The Battle of San Pietro

We knew it, and the enemy knew it. We had to take it.

I can’t count the number of John Huston films on the List. Well, yes I can, thanks to the Director’s Index in the back; there are apparently nine. Still, I was curious as to what possessed the editors to add The Battle of San Pietro, an otherwise conventional war doc at first glance. This isn’t a feature, or even a fiction film; it’s a short documentary, just over a half hour long, that details… well, the Battle of San Pietro, a major struggle fought in the eponymous Italian town, and a large stepping stone toward the Allies’ attempt to take back the city of Rome. Like I said, it seemed unassuming at first, but by the time that short half hour was finished, I was surprised how much I had gotten out of it.

What makes this especially notable was how it was shot. This isn’t a re-enactment or Hollywoodized production of the battle; Huston and his crew were really at the battle itself, filming their footage right alongside the soldiers as they fought (and for some, died) the intense week-long skirmish. What this gives us is some rather harrowing footage of wartime as it is happening, not seen in hindsight like almost every other war documentary out there. Even though this isn’t a fiction film, Huston still decides to tell a story, with narrative and flow, as well as style and panache in the delivery. The jingoistic narration, done by Huston himself, is admittedly very propagandized, but the narration is largely the reason the film is so focused, and comes off so easily accessible; quite the opposite of In the Year of the Pig.

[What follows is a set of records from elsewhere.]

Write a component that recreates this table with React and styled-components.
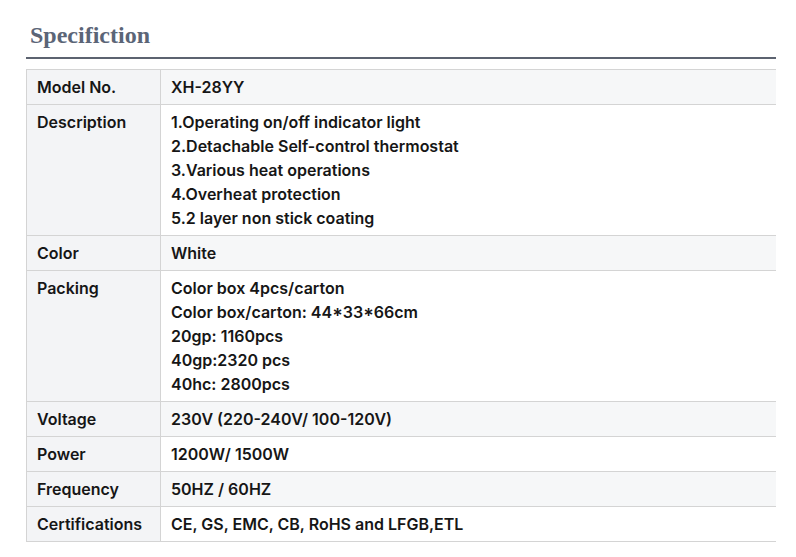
import React from 'react';
import styled, { createGlobalStyle } from 'styled-components';

const GlobalStyle = createGlobalStyle`
  body {
    margin: 0;
    background: #ffffff;
  }
`;

const Page = styled.div`
  padding: 20px 0 0 26px;
  width: 750px;
`;

const Title = styled.h2`
  margin: 0;
  padding-left: 4px;
  font-family: 'Liberation Serif', 'Times New Roman', serif;
  font-weight: 700;
  font-size: 24px;
  line-height: 30px;
  color: #5b6577;
`;

const Rule = styled.div`
  height: 2px;
  margin-top: 7px;
  background: #5c6370;
`;

const Table = styled.table`
  margin-top: 10px;
  width: 100%;
  border-collapse: collapse;
  font-family: Inter, 'Noto Sans', sans-serif;
  font-size: 16px;
  font-weight: 600;
  line-height: 24px;
  color: #161616;
`;

const Row = styled.tr`
  background: ${(p) => (p.$shaded ? '#f6f7f8' : '#ffffff')};
`;

const Label = styled.td`
  width: 112px;
  padding: 5px 11px 5px 10px;
  vertical-align: top;
  background: #f3f4f6;
  border: 1px solid #d4d4d4;
  white-space: nowrap;
`;

const Value = styled.td`
  padding: 5px 11px 5px 10px;
  vertical-align: top;
  border: 1px solid #d4d4d4;
  border-right: none;
`;

const Line = styled.div``;

const specs = [
  { label: 'Model No.', lines: ['XH-28YY'] },
  {
    label: 'Description',
    lines: [
      '1.Operating on/off indicator light',
      '2.Detachable Self-control thermostat',
      '3.Various heat operations',
      '4.Overheat protection',
      '5.2 layer non stick coating',
    ],
  },
  { label: 'Color', lines: ['White'] },
  {
    label: 'Packing',
    lines: [
      'Color box 4pcs/carton',
      'Color box/carton: 44*33*66cm',
      '20gp: 1160pcs',
      '40gp:2320 pcs',
      '40hc: 2800pcs',
    ],
  },
  { label: 'Voltage', lines: ['230V (220-240V/ 100-120V)'] },
  { label: 'Power', lines: ['1200W/ 1500W'] },
  { label: 'Frequency', lines: ['50HZ / 60HZ'] },
  { label: 'Certifications', lines: ['CE, GS, EMC, CB, RoHS and LFGB,ETL'] },
];

const App = () => (
  <>
    <GlobalStyle />
    <Page>
      <Title>Specifiction</Title>
      <Rule />
      <Table>
        <tbody>
          {specs.map((spec, index) => (
            <Row key={spec.label} $shaded={index % 2 === 0}>
              <Label>{spec.label}</Label>
              <Value>
                {spec.lines.map((line) => (
                  <Line key={line}>{line}</Line>
                ))}
              </Value>
            </Row>
          ))}
        </tbody>
      </Table>
    </Page>
  </>
);

export default App;
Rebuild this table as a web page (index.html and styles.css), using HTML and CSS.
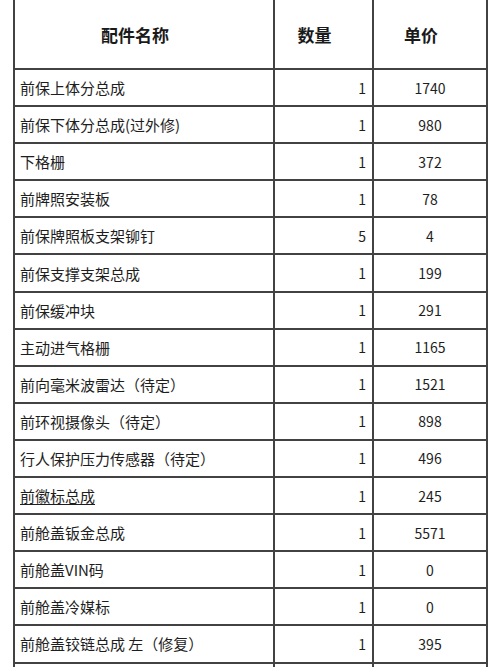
FILE: index.html
```html
<!DOCTYPE html>
<html lang="zh">
<head>
<meta charset="utf-8">
<link rel="stylesheet" href="styles.css">
</head>
<body>
<table class="sheet">
  <colgroup>
    <col class="c-name">
    <col class="c-qty">
    <col class="c-price">
  </colgroup>
  <thead>
    <tr>
      <th>配件名称</th>
      <th>数量</th>
      <th>单价</th>
    </tr>
  </thead>
  <tbody>
    <tr><td class="name">前保上体分总成</td><td class="qty">1</td><td class="price">1740</td></tr>
    <tr><td class="name">前保下体分总成(过外修)</td><td class="qty">1</td><td class="price">980</td></tr>
    <tr><td class="name">下格栅</td><td class="qty">1</td><td class="price">372</td></tr>
    <tr><td class="name">前牌照安装板</td><td class="qty">1</td><td class="price">78</td></tr>
    <tr><td class="name">前保牌照板支架铆钉</td><td class="qty">5</td><td class="price">4</td></tr>
    <tr><td class="name">前保支撑支架总成</td><td class="qty">1</td><td class="price">199</td></tr>
    <tr><td class="name">前保缓冲块</td><td class="qty">1</td><td class="price">291</td></tr>
    <tr><td class="name">主动进气格栅</td><td class="qty">1</td><td class="price">1165</td></tr>
    <tr><td class="name">前向毫米波雷达（待定）</td><td class="qty">1</td><td class="price">1521</td></tr>
    <tr><td class="name">前环视摄像头（待定）</td><td class="qty">1</td><td class="price">898</td></tr>
    <tr><td class="name">行人保护压力传感器（待定）</td><td class="qty">1</td><td class="price">496</td></tr>
    <tr><td class="name"><span class="ul">前徽标总成</span></td><td class="qty">1</td><td class="price">245</td></tr>
    <tr><td class="name">前舱盖钣金总成</td><td class="qty">1</td><td class="price">5571</td></tr>
    <tr><td class="name">前舱盖VIN码</td><td class="qty">1</td><td class="price">0</td></tr>
    <tr><td class="name">前舱盖冷媒标</td><td class="qty">1</td><td class="price">0</td></tr>
    <tr><td class="name">前舱盖铰链总成 左（修复）</td><td class="qty">1</td><td class="price">395</td></tr>
    <tr><td class="name"></td><td class="qty"></td><td class="price"></td></tr>
  </tbody>
</table>
</body>
</html>
```

FILE: styles.css
```css
html, body {
  margin: 0;
  padding: 0;
  background: #ffffff;
  overflow: hidden;
  height: 667px;
}

.sheet {
  margin-left: 13px;
  width: 473px;
  border-collapse: collapse;
  table-layout: fixed;
  font-family: "Noto Sans CJK SC", "Noto Sans", sans-serif;
  color: #1e1e1e;
}

.c-name { width: 260px; }
.c-qty { width: 99px; }
.c-price { width: 114px; }

.sheet th,
.sheet td {
  border: 2px solid #424242;
  padding: 0;
  vertical-align: middle;
  white-space: nowrap;
  overflow: hidden;
}

.sheet thead th {
  border-top: none;
  height: 68px;
  font-size: 17px;
  font-weight: bold;
  text-align: center;
  padding-right: 18px;
  color: #1a1a1a;
}

.sheet tbody tr {
  height: 37.1px;
}

.sheet td.name {
  font-size: 15px;
  padding-left: 5px;
  text-align: left;
}

.sheet td.qty {
  font-size: 14px;
  text-align: right;
  padding-right: 6px;
}

.sheet td.price {
  font-size: 14px;
  text-align: center;
}

.ul {
  text-decoration: underline;
  text-underline-offset: 2px;
}
```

I was surprised at how much I liked this. It’s concise, at a mere half hour; it’s accessible and easily watchable, unlike most documentaries that come my way; and while I wouldn’t call it entertaining, it was fascinating in a highly historical relevance. I don’t think everyone will get as much out of it as I did, but I really feel I’d be doing a disservice if I were to give this any lower of a rating. It’d be dishonest to myself, which is something I try my hardest never to do. To that end, I’ll only say; while your experience with this film may (and likely will) vary from mine, that doesn’t mean it is any less deserving of your attention. I don’t know too many war documentaries, and have seen even less, so I can’t attest to this one making the list above potential others, but I wasn’t too disappointed with the excursion, so that’s a win in my book.